Gordon F. Sander replies:

Harry Merritt’s letter makes a number of interesting points, some of which I agree with. However, he misunderstands my objective in writing the article, which was not to compare and contrast the degree to which the Latvian government condemns the Nazi and Soviet occupations or discuss the extent to which it takes responsibility for Latvia’s participation in the Holocaust. It was to describe the various ways the Russian invasion of Ukraine has affected Latvia, especially the détente between the ethnic Latvian and Russian communities. The most immediate and portentous result is the rekindled debate over the future of Victory Park and the other Soviet-era war memorials. It is true that Rihards Kols and others have been pushing to remove the Victory Park memorial for a long time.

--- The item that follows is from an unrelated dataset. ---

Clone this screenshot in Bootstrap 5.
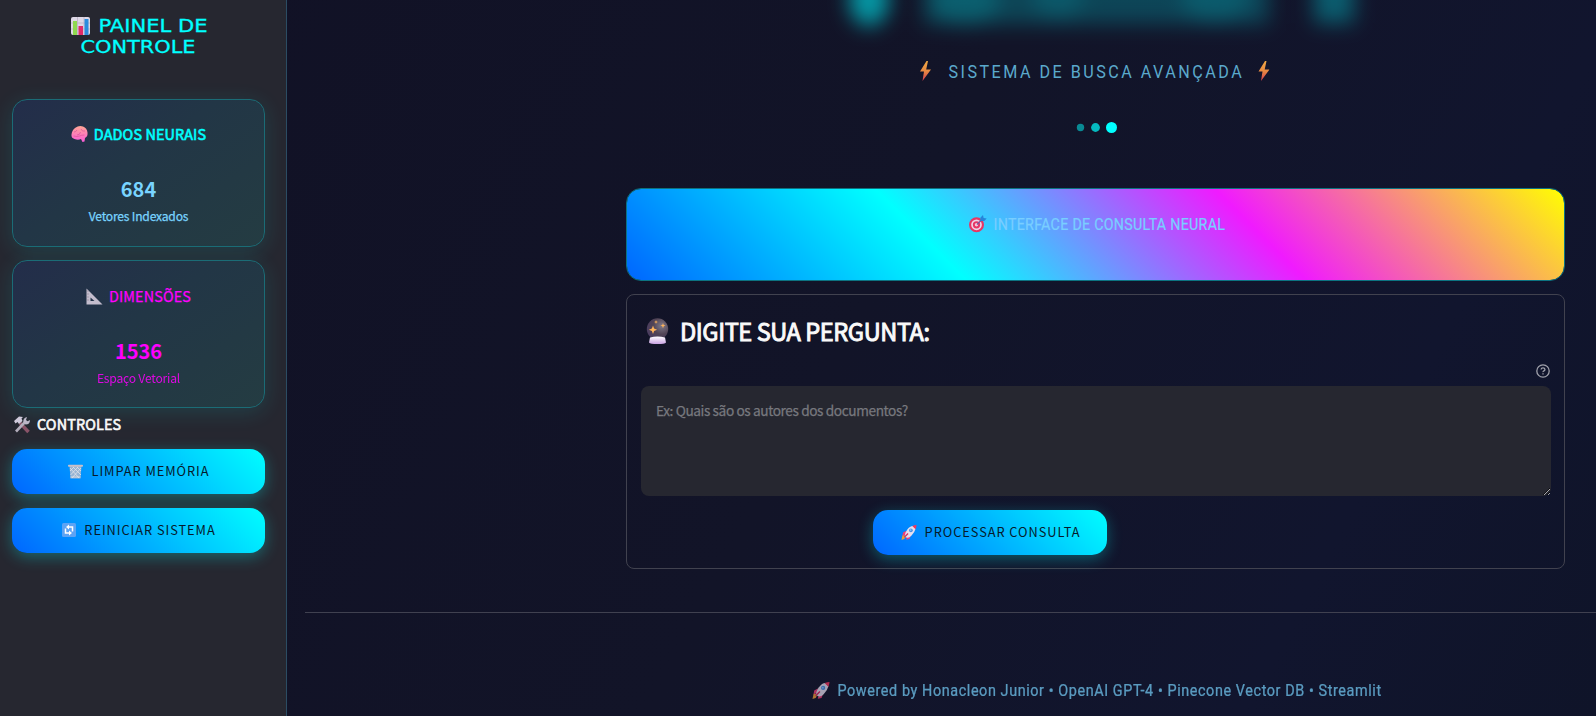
<!DOCTYPE html>
<html lang="pt-BR">
<head>
<meta charset="utf-8">
<meta name="viewport" content="width=device-width, initial-scale=1">
<title>Painel de Controle</title>
<link rel="stylesheet" href="https://cdn.jsdelivr.net/npm/bootstrap@5.3.0/dist/css/bootstrap.min.css">
<style>
html,body{height:100%}
body{margin:0;overflow:hidden;color:#fafafa;font-family:"Noto Sans CJK JP","Noto Sans",sans-serif;
 background:linear-gradient(118deg,#111125 0%,#121428 52%,#11152e 82%,#0f1429 100%)}
svg{display:block;flex:none;overflow:visible}
.fit{font-family:Roboto,"Noto Sans",sans-serif}
.side{width:287px;height:716px;background:#262730;border-right:1px solid #2b4c63;padding:0 21px 0 12px;flex:none}
.side-title{height:99px;padding-top:15px}
.metric{height:148px;border:1px solid #1b6c76;border-radius:15px;padding-top:22px;
 background:linear-gradient(145deg,#232d4a 0%,#223646 45%,#243c42 100%);box-shadow:0 4px 22px rgba(0,255,255,.12)}
.metric+.metric{margin-top:13px;padding-top:23px}
.m-head{height:24px;line-height:24px;font-size:14.4px;gap:6px;letter-spacing:.12px}
.m-val{margin-top:27px;height:32px;line-height:32px;font-size:20px;font-weight:700}
.m-cap{height:20px;line-height:20px;font-size:12.1px;margin-top:1px;letter-spacing:-.2px}
.semi{-webkit-text-stroke:.6px currentColor}
.medium{-webkit-text-stroke:.25px currentColor}
.cy{color:#0ff}.mg{color:#f0f}.sky{color:#79d4ff}
.ctl{height:24px;line-height:24px;margin:4px 0 13px 2px;font-size:14.4px;gap:7px;letter-spacing:.12px}
.neon{height:45px;border:0;border-radius:15px;background:linear-gradient(45deg,#06f,#0ff);color:#061a2b!important;
 box-shadow:0 4px 15px rgba(0,255,255,.3);font-size:12.8px;letter-spacing:.95px;gap:8px;padding:0 0 1px 1px}
.neon+.neon{margin-top:14px}
.stage{flex:1;min-width:0}
.column-main{width:939px;margin-left:339px}
.hero{height:188px;padding-top:58px}
.glow{position:absolute;left:800px;top:0;pointer-events:none}
.banner{height:93px;border:1px solid #0c7381;border-radius:15px;padding-top:26px;
 background:linear-gradient(45deg,#06f 0%,#0ff 33%,#f01aff 66%,#ff0 100%) padding-box}
.ask{height:275px;margin-top:13px;border:1px solid #41424f;border-radius:8px;padding:0 13px 0 14px}
.ask h2{height:40px;line-height:40px;font-size:23.6px;margin:16px 0 0 5px;gap:11px;font-weight:400;letter-spacing:-.42px;-webkit-text-stroke:.95px currentColor}
.help{height:16px;margin-top:13px;padding-right:1px}
.field{height:110px;margin-top:6px;background:#262730!important;border:0;border-radius:8px;padding:12px 15px;color:#fafafa;font-size:13.7px;line-height:24px;resize:vertical;letter-spacing:-.41px}
.field::placeholder{color:#77787e;opacity:1;-webkit-text-stroke:.25px #77787e}
.send{width:234px;margin:14px 0 0 232px}
.rule{height:1px;background:#404150;margin:43px 0 0 18px}
.foot{margin-top:68px;height:20px;opacity:.7}
</style>
</head>
<body class="d-flex">
<svg width="0" height="0" class="position-absolute" aria-hidden="true"><defs>
<linearGradient id="bolt" x1="0" y1="0" x2="0" y2="1"><stop offset="0" stop-color="#f0a843"/><stop offset=".5" stop-color="#e88a42"/><stop offset="1" stop-color="#d33b50"/></linearGradient>
<linearGradient id="brain" x1="0" y1="0" x2="0" y2="1"><stop offset="0" stop-color="#ffa795"/><stop offset="1" stop-color="#fb5bd8"/></linearGradient>
<linearGradient id="base" x1="0" y1="0" x2="0" y2="1"><stop offset="0" stop-color="#fff"/><stop offset="1" stop-color="#c9a2e2"/></linearGradient>
<radialGradient id="orb" cx=".7" cy=".35" r=".8"><stop offset="0" stop-color="#807a88"/><stop offset=".5" stop-color="#514455"/><stop offset="1" stop-color="#493b62"/></radialGradient>
<filter id="soft" x="-30%" y="-100%" width="160%" height="300%"><feGaussianBlur stdDeviation="10"/></filter>
<symbol id="rocket" viewBox="0 0 16 16"><path d="M1 11l4 0-2 4-3 1z" fill="#ee9a37"/><path d="M5 6L1.600 8 1 11.500l4-1.500zM10 11l-1.500 4-3.500 .800 1-4.500z" fill="#ee3f78"/><path d="M3.500 12.500Q3 9 6 5T12 1l3 3q-1 4-4.500 7.500T3.500 12.500z" fill="#e5dfee"/><path d="M11.500 1Q14 0 16 0q0 2-1 4.500z" fill="#f5355e"/><circle cx="10" cy="5.600" r="2" fill="#4b8fe2"/><circle cx="9.700" cy="5.300" r=".9" fill="#8fcaff"/><path d="M3 13l4-4" stroke="#d92861" stroke-width="1.400"/></symbol>
<symbol id="lightning" viewBox="0 0 12 20"><path d="M7.500 0L1 10.500h4L3.500 20 12 8.500H7.200L9 0z" fill="url(#bolt)"/></symbol>
</defs></svg>

<aside class="side">
 <div class="side-title">
  <svg width="253" height="50" viewBox="12 15 253 50" class="fit">
   <rect x="71" y="17" width="19" height="18" rx="2" fill="#ded8e6"/><path d="M71 23h19M71 29h19M77.500 17v18M84 17v18" stroke="#bcb3c6" stroke-width=".8"/>
   <rect x="73" y="21" width="4" height="14" fill="#8fd94f"/><rect x="78.500" y="26" width="4.500" height="9" fill="#e12b69"/><rect x="84.500" y="19" width="4" height="16" fill="#2b8cde"/>
   <g fill="#0ff" stroke="#0ff" stroke-width=".3" font-family="DejaVu Sans" font-size="17.400"><text x="98.500" y="32" textLength="109" lengthAdjust="spacingAndGlyphs">PAINEL DE</text><text x="80.500" y="53" textLength="115" lengthAdjust="spacingAndGlyphs">CONTROLE</text></g>
  </svg>
 </div>
 <div class="metric text-center">
  <div class="m-head d-flex justify-content-center align-items-center cy semi">
   <svg width="17" height="16" viewBox="0 0 17 16"><path d="M3.500 13Q0 12 .5 8.500 1 4 4 2q4-3 8-1.500 4 1.500 4.500 6 .5 4-2.500 5.500l-.5 3.500-2 .5-1.500-3Q7 14.500 3.500 13z" fill="url(#brain)"/><path d="M3 6q2 0 3-2M6 9q3 0 3.500-3M10 3q1 3 4 2M2.500 10q4 1 6 0t5-1" fill="none" stroke="#df599e" stroke-width=".8"/></svg><span>DADOS NEURAIS</span></div>
  <div class="m-val sky">684</div><div class="m-cap sky medium">Vetores Indexados</div>
 </div>
 <div class="metric text-center">
  <div class="m-head d-flex justify-content-center align-items-center mg medium">
   <svg width="17" height="17" viewBox="0 0 17 17"><path d="M.5.500L16.500 16.500H.5zM4.500 9.500v3.500h4z" fill="#c3bdcd" fill-rule="evenodd"/><path d="M1 3h2M1 6h2M1 9h2M1 12h2" stroke="#89828f" stroke-width=".6"/></svg><span>DIMENSÕES</span></div>
  <div class="m-val mg">1536</div><div class="m-cap mg" style="opacity:.85">Espaço Vetorial</div>
 </div>
 <div class="ctl d-flex align-items-center semi">
  <svg width="16" height="17" viewBox="0 0 16 17"><path d="M6 7l8.500 9" stroke="#8a5368" stroke-width="3.400"/><path d="M2 15.500L11 6" stroke="#b3adbb" stroke-width="2.600"/><path d="M9.500 6.500Q8.500 2 13 1l-1 3 1.500 1.300L16 4q0 4.500-4.500 4.500z" fill="#bdb7c8"/><path d="M0 5l5-4.500 4 .5-1.500 1.500 1 2.500L5 8 3.500 6 1.500 7.500z" fill="#d0cadb"/></svg><span>CONTROLES</span></div>
 <button class="btn neon w-100 d-flex justify-content-center align-items-center">
  <svg width="15" height="15" viewBox="0 0 15 15"><path d="M1.500 2h12l-1 12.500h-10z" fill="#97b4d3"/><path d="M2 4l9 10M5 3l8 8M9 3l4 4M13 4L4 14M10 3L2.500 11M6 3L2 7M2.500 13h10" stroke="#e3e2e9" stroke-width=".8"/><rect y=".7" width="15" height="2" rx=".8" fill="#c8c0c9"/></svg><span>LIMPAR MEMÓRIA</span></button>
 <button class="btn neon w-100 d-flex justify-content-center align-items-center">
  <svg width="14" height="14" viewBox="0 0 14 14"><rect width="14" height="14" rx="1.500" fill="#5da3f4"/><path d="M3.500 5.500v4.500H8M10.500 8.500V4H6" fill="none" stroke="#fff" stroke-width="1.500"/><path d="M7 1.500v5L4 4zM7 12.500v-5L10 10z" fill="#fff"/></svg><span>REINICIAR SISTEMA</span></button>
</aside>

<main class="stage">
 <svg class="glow" width="620" height="60" viewBox="800 0 620 60" aria-hidden="true"><g filter="url(#soft)" fill="#00c8d2">
  <ellipse cx="869" cy="0" rx="20" ry="26" opacity=".72"/><rect x="924" y="-30" width="345" height="54" opacity=".27"/><ellipse cx="965" cy="0" rx="34" ry="25" opacity=".2"/><ellipse cx="1058" cy="-4" rx="26" ry="22" opacity=".15"/><ellipse cx="1215" cy="-3" rx="34" ry="25" opacity=".17"/><rect x="1314" y="-30" width="40" height="53" opacity=".4"/></g></svg>
 <div class="column-main">
  <header class="hero">
   <svg width="939" height="90" viewBox="626 58 939 90" class="fit">
    <use href="#lightning" x="919" y="61" width="12" height="20"/><use href="#lightning" x="1257.500" y="61" width="12" height="20"/>
    <text transform="translate(948.500 78.300) scale(.86 1)" font-size="18.800" fill="#5ba9cc" textLength="341">SISTEMA DE BUSCA AVANÇADA</text>
    <g fill="#0ff"><circle cx="1080.500" cy="127.500" r="3.700" opacity=".5"/><circle cx="1095.500" cy="127.500" r="4.400" opacity=".7"/><circle cx="1111.500" cy="127.500" r="5.500"/></g>
   </svg>
  </header>
  <section class="banner">
   <svg width="937" height="22" viewBox="627 215 937 22" class="fit">
    <circle cx="976.500" cy="224.800" r="7.500" fill="#e73665"/><circle cx="976.500" cy="224.800" r="4.500" fill="none" stroke="#efd2e5" stroke-width="1.700"/><circle cx="976.500" cy="224.800" r="1.700" fill="#f4c9db"/><path d="M977 224.500l6-6" stroke="#7457a0" stroke-width="1.200"/><path d="M980 221l.5-3.500 2.500-2.500.6 3 3.100.6-2.500 2.400z" fill="#2684da"/>
    <text transform="translate(993.500 230.200) scale(.88 1)" font-size="16.200" fill="#79ceff" stroke="#79ceff" stroke-width=".25" textLength="263">INTERFACE DE CONSULTA NEURAL</text>
   </svg>
  </section>
  <section class="ask">
   <h2 class="d-flex align-items-center">
    <svg width="23" height="26" viewBox="0 0 23 26"><circle cx="11.500" cy="11" r="10.700" fill="url(#orb)"/><path d="M4 19.500q7.500-2 15 0l1 5q-1 1.500-8.500 1.500T3 24.500z" fill="url(#base)"/><path d="M7 7.500l1.100 3 3 1.200-3 1.200L7 16l-1.100-3.100-3-1.200 3-1.200zM17 5l.7 1.900 1.900.7-1.900.7L17 10.300l-.7-2-1.900-.7 1.900-.7zM10 2l.5 1.500 1.500.5-1.500.5L10 6l-.5-1.500L8 4l1.500-.5z" fill="#ffb45b"/></svg><span>DIGITE SUA PERGUNTA:</span></h2>
   <div class="help d-flex justify-content-end"><svg width="14" height="14" viewBox="0 0 14 14" fill="none" stroke="#a0a1ab" stroke-width="1.300"><circle cx="7" cy="7" r="6.200"/><path d="M5.100 5.500Q5.200 3.900 7 3.900t1.900 1.500Q8.900 6.300 7.900 6.900T7 8.200M7 9.200v1.300"/></svg></div>
   <textarea class="form-control field shadow-none" placeholder="Ex: Quais são os autores dos documentos?"></textarea>
   <button class="btn neon send d-flex justify-content-center align-items-center"><svg width="16" height="15"><use href="#rocket" width="16" height="15"/></svg><span>PROCESSAR CONSULTA</span></button>
  </section>
 </div>
 <div class="rule"></div>
 <footer class="column-main foot">
  <svg width="939" height="20" viewBox="626 681 939 20" class="fit"><use href="#rocket" x="812" y="682" width="18" height="17"/>
   <text transform="translate(837.500 696) scale(.9 1)" font-size="16" fill="#79d4ff" stroke="#79d4ff" stroke-width=".25" textLength="604">Powered by Honacleon Junior • OpenAI GPT-4 • Pinecone Vector DB • Streamlit</text></svg>
 </footer>
</main>
<script src="https://cdn.jsdelivr.net/npm/bootstrap@5.3.0/dist/js/bootstrap.bundle.min.js"></script>
</body>
</html>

However, it was Russia’s invasion of Ukraine that led the Saeima to vote to remove it and that enflamed the fragile Latvian commonweal.

I agree with Merritt on the subject of the Latvian Legion and his panel’s decision regarding the Belgian memorial. There are blind spots in Latvia’s historical memory, just as there are in those of other former occupied countries, including the Baltic nations, where the process of reckoning with the Holocaust and their citizens’ complicity in it only really began after the restoration of independence thirty years ago. The Latvian Holocaust was horrendous. I have visited the haunted dunes at Šķēde where thousands of Latvian Jews were massacred by the Einsatzgruppen and their Latvian accomplices, as I describe in my most recent book, Latvia Rising (2022).

As a Jewish historian who has lived in Latvia for five years, I can say the country, including its government, is doing better in reckoning with its moral and actual responsibility for the Holocaust. The Latvian Legion and the controversy about the Zedelgem monument is an important story, and I appreciate Merritt’s mention of it. But ultimately it is a sidebar to the story I wanted to tell.